Para evitar ser morto pelos EUA ou ter de se exilar, aceitou depor armas e formou um partido. Mas reactivou os seus fiéis milicianos sempre que julgou necessário: em 2006, quando a destruição parcial da Mesquita al-Askari (que inclui um mausoléu dedicado a Mahdi) fez o país entrar numa espiral de morte e iniciou em definito a mortífera guerra civil (sunitas contras xiitas); voltou a fazê-lo mais recentemente, contribuindo para as batalhas que terminaram com a derrota do Daesh, jihadistas que em 2014 tinham vindo da Síria para conquistar grandes partes de território, incluindo Mossul, a segunda maior cidade do Iraque.

Mas foi também em 2006 que os sadristas se apresentaram pela primeira vez a votos, integrando a Aliança Iraquiana Unida, coligação de forças xiitas. Elegeu 32 deputados, passando a ser o maior bloco desta corrente. Era Sadr a passar de líder de massas a peso-pesado da política. Ou a acumular poderes.

Durante o Verão passado, visitou a Arábia Saudita, envolvida num conflito em várias frentes contra o Irão, e foi mesmo recebido em audiência pelo príncipe herdeiro, o poderoso Mohammed bin Salman. Diz que o fez para tentar aligeirar o isolamento do Iraque face aos países árabes sunitas do Golfo (pedindo maior presença diplomática e mais investimento), mas também para demonstrar que o xiismo do Iraque não será uma extensão da Revolução Islâmica do Irão.

Aliás, Sadr, na linha da escola de Najaf, principal santuário xiita do mundo, no Sul do Iraque, defende uma separação clara entre religião e política. Embora no seu caso seja difícil perceber onde acaba o religioso que estudou jurisprudência islâmica e o líder por trás do que será agora o bloco com mais deputados na Assembleia de Bagdad.

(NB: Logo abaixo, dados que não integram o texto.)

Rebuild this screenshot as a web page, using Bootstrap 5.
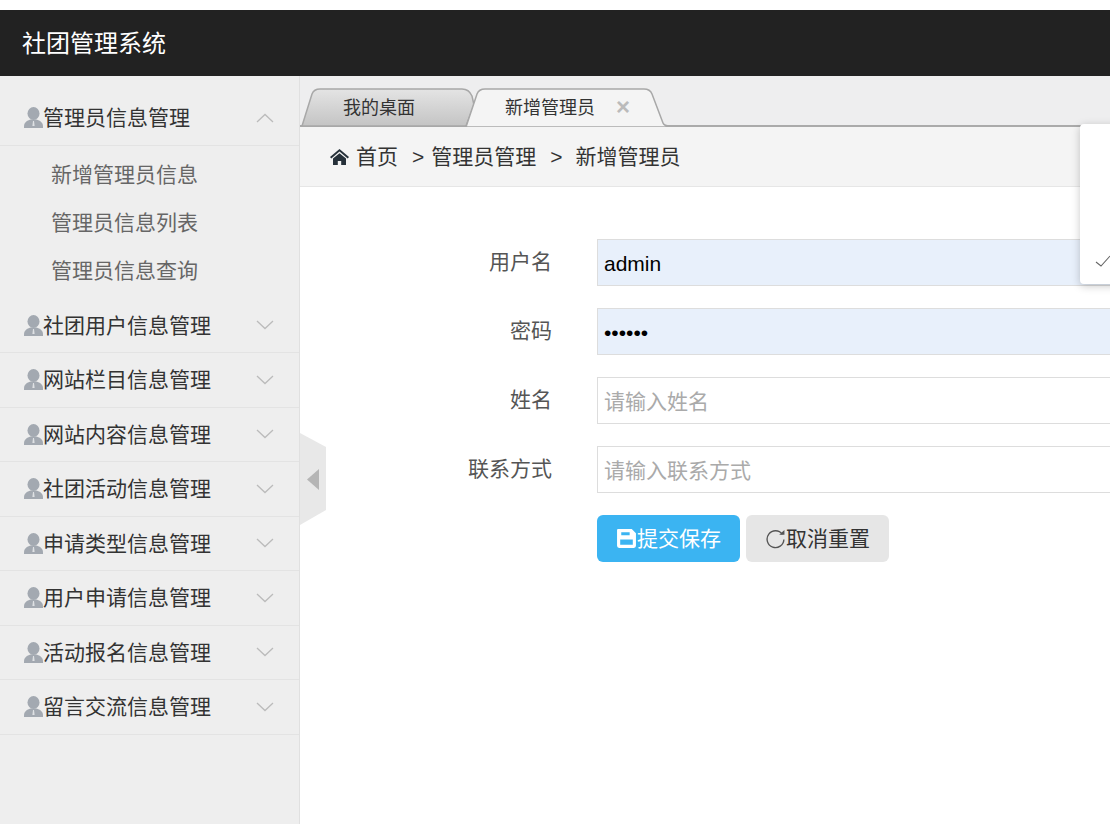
<!doctype html>
<html lang="zh"><head><meta charset="utf-8">
<link href="https://cdn.jsdelivr.net/npm/bootstrap@5.3.0/dist/css/bootstrap.min.css" rel="stylesheet">
<style>
html,body{height:100%;overflow:hidden}
body{font-family:"Liberation Sans","Noto Sans CJK SC",sans-serif;font-size:21px;color:#333;padding-top:10px;background:#fff}
.shell{height:814px;display:flex;flex-direction:column}
.topbar{height:66px;background:#222;color:#fff;font-size:24px;padding:2px 0 0 22px;flex:none}
.mainrow{flex:1;min-height:0}
.side{width:300px;flex:none;background:#eee;border-right:1px solid #e0e0e0;padding-top:14px}
.grp{height:54.5px;border-bottom:1px solid #e3e3e3;color:#333;padding:0 25px 0 24px}
.grp.first{height:56px}
.grp svg.usr{width:19px;height:21px;flex:none}
.subs{height:152.5px;padding-top:5px}
.subs div{height:48px;padding-left:51px;color:#666;display:flex;align-items:center}
.work{flex:1;min-width:0;position:relative;overflow:hidden;background:#fff}
.tabstrip{height:51px;background:#eeeeef;border-bottom:2px solid #aaa;padding-left:1px;position:relative}
.tabsvg{position:absolute;left:0;top:11px;width:370px;height:40px}
.tablbl{position:absolute;top:12px;height:40px;font-size:18px;line-height:40px;color:#333}
.tabx{position:absolute;left:316px;top:11px;height:40px;line-height:40px;font-size:24px;color:#bbb;font-weight:700}
.crumbs{height:60px;background:#f4f4f4;border-bottom:1px solid #e6e6e6;padding-left:30px;color:#333;white-space:nowrap}
.crumbs svg{width:19px;height:16px;margin-right:7px}
.formarea{padding-top:52px}
.frow{height:47px;margin-bottom:22px}
.flabel{width:252px;flex:none;text-align:right;color:#555;line-height:46px}
.finput{width:700px;height:47px;margin-left:45px;flex:none;border:1px solid #ddd;border-radius:0;padding:2px 5px 0 6px;font-size:21px;color:#000;background:#fff;box-shadow:none}
.finput.auto{background:#e8f0fb}
.finput::placeholder{color:#aaa;opacity:1}
.btnrow{margin-left:297px;gap:6px}
.sbtn{height:47px;font-size:21px;padding:0 19px;border-radius:6px;border:0;display:flex;align-items:center}
.sbtn.go{background:#3bb4f2;color:#fff}
.sbtn.no{background:#e6e6e6;color:#333}
.sbtn svg{width:21px;height:21px;flex:none}
.fold{position:absolute;left:0;top:357px;width:26px;height:92px;display:block}
.popmenu{position:absolute;left:780px;top:48px;width:60px;height:160px;background:#fff;border-radius:4px 0 0 4px;box-shadow:0 2px 8px rgba(0,0,0,.22)}
.popmenu svg{position:absolute;left:15px;top:130px;width:16px;height:14px}
</style></head><body>
<svg width="0" height="0" class="position-absolute"><defs>
<symbol id="usr" viewBox="0 0 19 21"><ellipse cx="9.5" cy="6.500" rx="6" ry="6.500" fill="#a3a9b1"/><path d="M0 19.500c0-4 3-6 6.500-7h6c3.500 1 6.500 3 6.500 7V21H0z" fill="#a3a9b1"/><path d="M9 14h1l.6 5H8.400z" fill="#dfe1e4"/></symbol>
<symbol id="dn" viewBox="0 0 18 10"><path d="M1 1l8 7.500L17 1" fill="none" stroke="#bbb" stroke-width="1.300"/></symbol>
</defs></svg>
<div class="shell">
<div class="topbar d-flex align-items-center">社团管理系统</div>
<div class="mainrow d-flex">
<nav class="side">
<div class="grp first d-flex align-items-center"><svg class="usr"><use href="#usr"/></svg><span class="flex-grow-1">管理员信息管理</span><svg width="18" height="10" viewBox="0 0 18 10"><path d="M1 9 9 1.500 17 9" fill="none" stroke="#bbb" stroke-width="1.300"/></svg></div>
<div class="subs"><div>新增管理员信息</div><div>管理员信息列表</div><div>管理员信息查询</div></div>
<div class="grp d-flex align-items-center"><svg class="usr"><use href="#usr"/></svg><span class="flex-grow-1">社团用户信息管理</span><svg width="18" height="10"><use href="#dn"/></svg></div>
<div class="grp d-flex align-items-center"><svg class="usr"><use href="#usr"/></svg><span class="flex-grow-1">网站栏目信息管理</span><svg width="18" height="10"><use href="#dn"/></svg></div>
<div class="grp d-flex align-items-center"><svg class="usr"><use href="#usr"/></svg><span class="flex-grow-1">网站内容信息管理</span><svg width="18" height="10"><use href="#dn"/></svg></div>
<div class="grp d-flex align-items-center"><svg class="usr"><use href="#usr"/></svg><span class="flex-grow-1">社团活动信息管理</span><svg width="18" height="10"><use href="#dn"/></svg></div>
<div class="grp d-flex align-items-center"><svg class="usr"><use href="#usr"/></svg><span class="flex-grow-1">申请类型信息管理</span><svg width="18" height="10"><use href="#dn"/></svg></div>
<div class="grp d-flex align-items-center"><svg class="usr"><use href="#usr"/></svg><span class="flex-grow-1">用户申请信息管理</span><svg width="18" height="10"><use href="#dn"/></svg></div>
<div class="grp d-flex align-items-center"><svg class="usr"><use href="#usr"/></svg><span class="flex-grow-1">活动报名信息管理</span><svg width="18" height="10"><use href="#dn"/></svg></div>
<div class="grp d-flex align-items-center"><svg class="usr"><use href="#usr"/></svg><span class="flex-grow-1">留言交流信息管理</span><svg width="18" height="10"><use href="#dn"/></svg></div>
</nav>
<main class="work">
<div class="tabstrip">
<svg class="tabsvg" viewBox="0 0 370 40"><defs><linearGradient id="tg" x1="0" y1="0" x2="0" y2="1"><stop offset="0" stop-color="#e4e4e4"/><stop offset="1" stop-color="#c4c4c4"/></linearGradient></defs>
<path d="M2 39 12 7Q14 2 20 2H162Q169 2 172 9L174 18 166 39Z" fill="url(#tg)" stroke="#a8a8a8" stroke-width="1.500"/>
<path d="M166 40 177 7Q179 2 185 2H344Q350 2 352 7L363 36Q364 39 370 39V40Z" fill="#f4f4f4" stroke="#a8a8a8" stroke-width="1.500"/></svg>
<span class="tablbl" style="left:43px">我的桌面</span><span class="tablbl" style="left:205px">新增管理员</span><span class="tabx">×</span>
</div>
<div class="crumbs d-flex align-items-center"><svg viewBox="0 0 19 16"><path d="M9.500 0 19 8l-1.300 1.500L9.500 2.600 1.300 9.500 0 8z" fill="#26313a"/><path d="M3 9.500 9.500 4.200 16 9.500V16h-4.800v-4H7.800v4H3z" fill="#26313a"/></svg><span>首页</span><span style="margin-left:14px">&gt;</span><span style="margin-left:7px">管理员管理</span><span style="margin-left:14px">&gt;</span><span style="margin-left:13px">新增管理员</span></div>
<div class="formarea">
<div class="frow d-flex"><label class="flabel">用户名</label><input class="form-control finput auto" value="admin"></div>
<div class="frow d-flex"><label class="flabel">密码</label><input class="form-control finput auto" type="password" value="123456"></div>
<div class="frow d-flex"><label class="flabel">姓名</label><input class="form-control finput" placeholder="请输入姓名"></div>
<div class="frow d-flex"><label class="flabel">联系方式</label><input class="form-control finput" placeholder="请输入联系方式"></div>
<div class="d-flex btnrow">
<button class="sbtn go" type="button"><svg viewBox="0 0 20 20"><path fill-rule="evenodd" d="M2 1h13l4 4v12a2 2 0 0 1-2 2H3a2 2 0 0 1-2-2V2a1 1 0 0 1 1-1zM5 4v3h8V4zM4 11v5h12v-5z" fill="#fff"/></svg>提交保存</button>
<button class="sbtn no" type="button"><svg viewBox="0 0 20 20"><path d="M16.500 6A8 8 0 1 0 18 11" fill="none" stroke="#555" stroke-width="1.300"/><path d="M13.500 6.500h5V2z" fill="#555"/></svg>取消重置</button>
</div>
</div>
<svg class="fold" viewBox="0 0 26 92"><path d="M0 0 26 14V77L0 92Z" fill="#e8e8e8"/><path d="M19 36V57L7 46.500Z" fill="#b5b5b5"/></svg>
<div class="popmenu"><svg viewBox="0 0 16 14"><path d="M1 8l5 4L15 2" fill="none" stroke="#666" stroke-width="1.100"/></svg></div>
</main>
</div></div>
<script src="https://cdn.jsdelivr.net/npm/bootstrap@5.3.0/dist/js/bootstrap.bundle.min.js"></script>
</body></html>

Para os religiosos iranianos, o facto de os comunistas estarem na lista de Sadr torna a sua crítica a Sadr mais simples: numa visita recente à capital do Iraque, Ali Akbar Velayati, próximo do Supremo Líder, ayatollah Ali Khamenei, “um governo com comunistas” seria inaceitável.

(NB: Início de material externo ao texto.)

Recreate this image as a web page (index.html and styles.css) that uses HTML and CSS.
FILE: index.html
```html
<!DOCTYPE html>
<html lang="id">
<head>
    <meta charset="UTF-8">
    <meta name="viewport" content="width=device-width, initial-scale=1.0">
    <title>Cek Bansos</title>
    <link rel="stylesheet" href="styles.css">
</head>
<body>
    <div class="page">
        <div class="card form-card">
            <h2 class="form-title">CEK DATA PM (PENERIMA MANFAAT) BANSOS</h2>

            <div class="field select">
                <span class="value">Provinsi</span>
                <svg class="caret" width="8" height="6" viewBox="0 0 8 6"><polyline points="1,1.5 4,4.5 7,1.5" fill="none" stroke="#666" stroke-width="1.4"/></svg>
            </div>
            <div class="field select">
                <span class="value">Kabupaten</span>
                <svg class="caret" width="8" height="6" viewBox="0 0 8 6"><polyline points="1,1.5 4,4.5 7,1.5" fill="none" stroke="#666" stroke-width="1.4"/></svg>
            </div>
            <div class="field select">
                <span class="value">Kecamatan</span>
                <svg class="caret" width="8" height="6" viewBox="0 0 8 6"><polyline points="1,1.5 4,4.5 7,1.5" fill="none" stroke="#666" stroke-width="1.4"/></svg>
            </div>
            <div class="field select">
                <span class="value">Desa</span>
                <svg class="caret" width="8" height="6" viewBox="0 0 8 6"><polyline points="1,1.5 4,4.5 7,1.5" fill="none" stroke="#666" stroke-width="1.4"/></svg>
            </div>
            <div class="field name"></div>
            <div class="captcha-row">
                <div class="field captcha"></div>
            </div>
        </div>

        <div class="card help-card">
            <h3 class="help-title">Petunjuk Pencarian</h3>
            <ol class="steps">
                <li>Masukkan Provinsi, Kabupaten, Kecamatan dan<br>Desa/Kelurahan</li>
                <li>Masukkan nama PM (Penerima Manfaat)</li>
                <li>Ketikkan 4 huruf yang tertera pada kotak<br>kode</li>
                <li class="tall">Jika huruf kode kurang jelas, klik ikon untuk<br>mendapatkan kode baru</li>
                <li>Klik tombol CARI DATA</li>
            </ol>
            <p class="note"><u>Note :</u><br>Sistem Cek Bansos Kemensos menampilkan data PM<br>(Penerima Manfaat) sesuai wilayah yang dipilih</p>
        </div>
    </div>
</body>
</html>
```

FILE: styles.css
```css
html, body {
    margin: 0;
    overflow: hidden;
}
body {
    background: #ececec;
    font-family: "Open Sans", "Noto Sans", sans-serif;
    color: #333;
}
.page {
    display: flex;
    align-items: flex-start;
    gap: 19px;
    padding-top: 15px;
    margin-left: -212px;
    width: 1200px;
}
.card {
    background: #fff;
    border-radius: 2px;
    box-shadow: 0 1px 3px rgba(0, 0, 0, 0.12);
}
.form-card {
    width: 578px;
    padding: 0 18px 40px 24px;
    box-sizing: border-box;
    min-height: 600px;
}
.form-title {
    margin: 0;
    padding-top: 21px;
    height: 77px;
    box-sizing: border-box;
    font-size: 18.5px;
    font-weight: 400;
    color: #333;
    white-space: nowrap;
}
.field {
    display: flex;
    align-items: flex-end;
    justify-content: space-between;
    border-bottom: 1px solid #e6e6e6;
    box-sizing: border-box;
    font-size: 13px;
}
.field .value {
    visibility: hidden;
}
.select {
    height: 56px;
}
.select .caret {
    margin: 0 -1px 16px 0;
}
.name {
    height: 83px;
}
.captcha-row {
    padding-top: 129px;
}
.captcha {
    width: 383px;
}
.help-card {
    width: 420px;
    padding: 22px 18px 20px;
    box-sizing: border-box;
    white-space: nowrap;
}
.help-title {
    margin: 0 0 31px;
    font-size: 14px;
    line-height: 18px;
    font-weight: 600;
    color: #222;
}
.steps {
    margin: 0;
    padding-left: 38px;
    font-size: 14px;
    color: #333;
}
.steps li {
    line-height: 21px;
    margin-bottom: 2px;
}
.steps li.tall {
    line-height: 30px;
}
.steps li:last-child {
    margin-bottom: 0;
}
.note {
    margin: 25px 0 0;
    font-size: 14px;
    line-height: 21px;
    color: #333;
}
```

“Irão fora”, foi o slogan escolhido pelos apoiantes de Sadr para começarem a festejar a vitória.

Afinal, ele ri

Ao cair da noite, Sadr ainda não tinha comentado os resultados. O primeiro-ministro Abadi, grande derrotado, ao partir como favorito e ficar em terceiro lugar, afirmou-se “pronto para cooperar na formação do governo mais forte que o Iraque possa ter, livre de corrupção”. Em segundo ficou o outro favorito, Amiri, mais próximo do Irão do que Abadi (que se sabe ter boas relações mas não aceitar tudo o que é ditado por Teerão), um ex-dissidente que assumiu a liderança das Brigadas Badr, essenciais no combate aos radicais do Daesh.

Ninguém terá maioria e as negociações para formar governo deverão demorar, mas o poder de atracção de Sadr nunca mais será subvalorizado.

Aos 44 anos, Sadr continua a ser parcialmente insondável. Parece mais novo do que nunca e esboçou um ténue sorriso no sábado, quando se deixou fotografar depois de votar. Tornou-se conhecido com o rosto contraído, em discursos gritados, como se preparado a qualquer momento para o combate ou para incendiar, literalmente, o país.

Um diplomata de um país ocidental que o visitou em Najaf quando a sua aliança eleitoral foi anunciada, descreveu um homem “pragmático, articulado e tranquilo”. Segundo contou à Reuters, Sadr brincou com o seu anel diplomático e mostrou o seu, “com uma efígie do seu pai”. “Não me pareceu um agitador”.